If you answered no, don’t make the mistake of thinking just because you tried fly fishing in gloves a couple times and couldn’t stand them, that you’ll always feel that way. Believe me, I been there, I used to be one of the haters myself. I’d rather have my fingers ice cold all day long than try to fly fish in gloves and feel awkward and terrified of losing a fish of a lifetime. These things kept me from learning to fly fish comfortably in gloves for a very long time. Now, however, I don’t think twice about putting them on if the conditions call for them.

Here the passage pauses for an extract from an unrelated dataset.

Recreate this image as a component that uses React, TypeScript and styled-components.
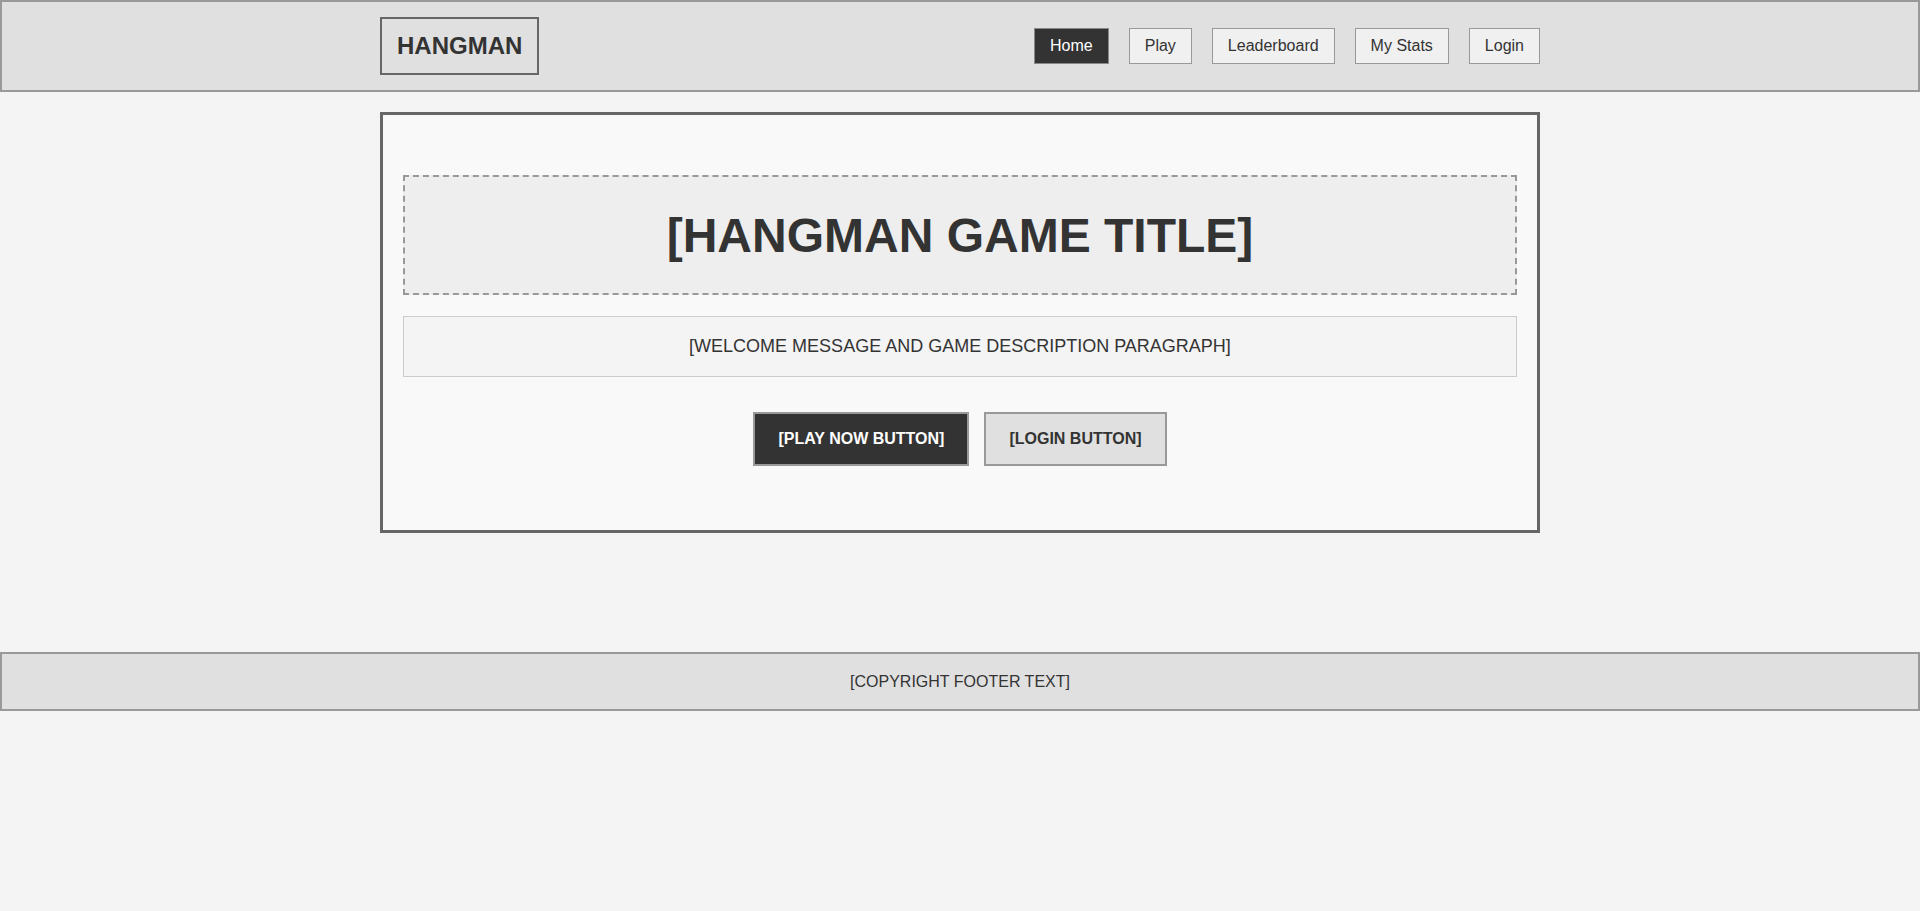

It wasn’t until the last couple years that I’ve finally become comfortable fly fishing in gloves. In fact, it was my first steelhead trip to New York that forced me to reconsider fishing gloveless. Steelhead fishing for a week in single-digit temperatures with howling arctic winds, showed me real quick sometimes gloves are the only option. It was so miserable without gloves, the first day I almost called it quits altogether. The only thing that kept me out there fishing was Louis and Charlie giving me shit. For the first time that I could remember, I couldn’t hack it in the elements and it wasn’t a good feeling at all. I felt like the biggest tool making the decision to leave my gloves at home. Especially since we had driven 14 hours to chase steelhead on the fly. I ultimately was left with two choices. Sit inside all day long by myself, while my buddies caught massive steelhead or head to the local Walmart and purchase a pair of gloves. I think you know what decision I made, and boy was it the right decision. That trip turned out to be one I’ll never forget. Wearing gloves I was able to tolerate the weather and land a ton of steelhead and big brown trout. There’s no way I could have made it through the week without them without losing fingers to frostbite.

Here’s the thing about fly fishing in gloves that anglers need to understand. There’s definitely a learning curve fishing in them, but if you force yourself to fly fish in them, it doesn’t really take that long before you’ll start to get comfortable with them and get back your dexterity in your fingers. Taking the time to get comfortable fly fishing in gloves is very similar to making yourself learn how to cast with your left hand if you’re a right handed. It’s sucks at first, but if you press on, you’ll figure out it’s really not that big of an obstacle to overcome. After a while you won’t even realize your wearing them.

If you currently feel the way I used to about wearing gloves fly fishing, commit to one full day of fly fishing in gloves. Don’t wait for a exceptionally cold day, any winter day will do. If you do it, I’m confident you’ll change your negative outlook on gloves all together. Be prepared to deal with the awkward feeling and giant clumsy hands syndrome for a while. but I promise you this, every hour that passes with you fly fishing in gloves, the more you’ll grow fond of them. Gloves have become a piece of gear that I always have on hand during the winter months now. With two to three more cold months ahead of us, you still have time to check this off your to do list.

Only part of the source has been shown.